Happy New Year fellow wargamers!

Taking advantage of Xmas holidays I've hastily painted one pose of each Ranger from this Dark Alliance box. I've painted them as latest ones, just block paint and wash except the wolf fur on the captain. The white parts you can see is from paint off by me grazing the miniatures with my fingers.

Happy New Year!


More Mercs

Here it is the final batch of mercs. I painted these ones exclusively giving them a base colour coat and then a wash with no lights at all except for the soil of the base and the metallic shine in the guns.

They would be better with some lights on berets and helmets as well as on flesh, but I wanted them just after the wash and varnish to compare them with highlighted ones.

I think they turned out quite good but I fell I can still improve results as I was trying right proportions in the mixture. Rougly, I used 3/5 parts of Mercadona floor wax and 2/5 of acrylic Betumen of Judea. I also used lighter colours on the figures to prevent too much darkening from the wash. 

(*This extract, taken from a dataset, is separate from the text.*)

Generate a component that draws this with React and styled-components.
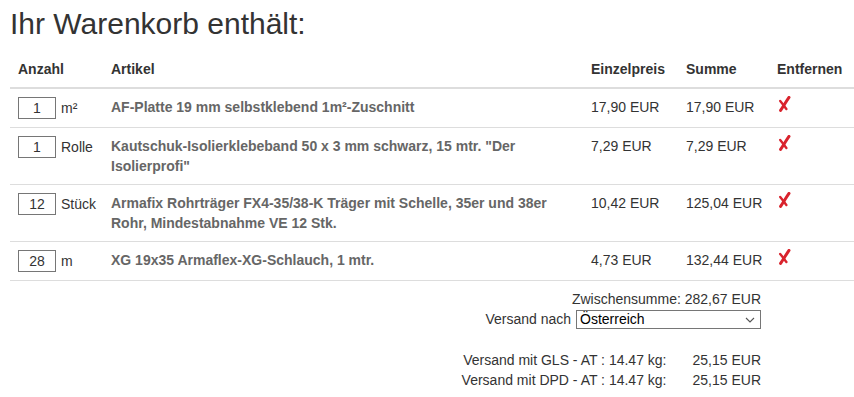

I used to wash directly with Mercadona wax and ink, but the mixture got to watery and run so fast on the figure that some details weren't properly covered by the wash. However, now the Betumen of Judea is so thick that allows the wash to work similarly to the oil versions, and it gets a better coverage and result.

I am still struggling with the right proportion and you can see below the difference in the top left and right figures with the two ones in the middle who are lighter or cleaner.

This picture is to show you the difference between wash and no lights at all (left) and wash and lights (right). The details in the figure are so thin and small that I cannot highlight them properly so they get better without lights IMHO, and get done in half the time! Plus the miniature gets a hard protective cover from the wax, so it is a win win situation.

If you observe the webbing in both figures below, you will understand what I am saying.

Here is another example.

This technique is fast and it gets good results, but I suspect it works better for WWII than for Fantasy or Sci-Fi if you want brighter colours.


First Mercs

These four are the first mercs I paint and they are supposed to be the first to start a campaign in Africa as well. My idea is to start playing like in the computer game Jagged Alliance 3. That is, with low status and basic weapons and equipment. They are armed with a pistol, a SMG, a shotgun and a rifle.

Also, this time I only gave them basic colour and brown wash, and only highlighted skin and hats, so I could paint them very quick and almost with same results as full highlighting. I am pleased how they turned out overall and I think I am going to explore a little more this way of painting.


African wars

I wanted to start a project in 1/72 with African wars, using Insurgency Wars, AK-47 or FUBAR rules, but I couldn't find any 1/72 soft plastic miniatures to represent them. Then I saw somebody who used the Esci's North Vietnamese soldiers and Vietcong and some Esci's US Elite Forces as African regular troopers and I stole his great idea.

I also bought Esci's NATO troops that I'll use for, well NATO troops, but also to make some soldiers of fortune with them. Finally, I ordered 20 militia 20mm metal figures from S&S model, together with some civilians and a technical.

I want to have a group of regular militar African soldiers, a group of militia, a group of NATO troops and one last group of mercenaries.

Here is the first group, the African soldiers. They were painted in a bit of a rush and also the pictures are not very good as the day is cloudy and the light poor.

The whole lot, 22 figures. Maybe I'll paint some more later.

Close ups. The first RPG on the left has his head swapped, and the next his Asian hat removed with a knife and hair sculpted with same knife.

The first guy on the left has got the same hair cut, and the one in the middle his head swapped.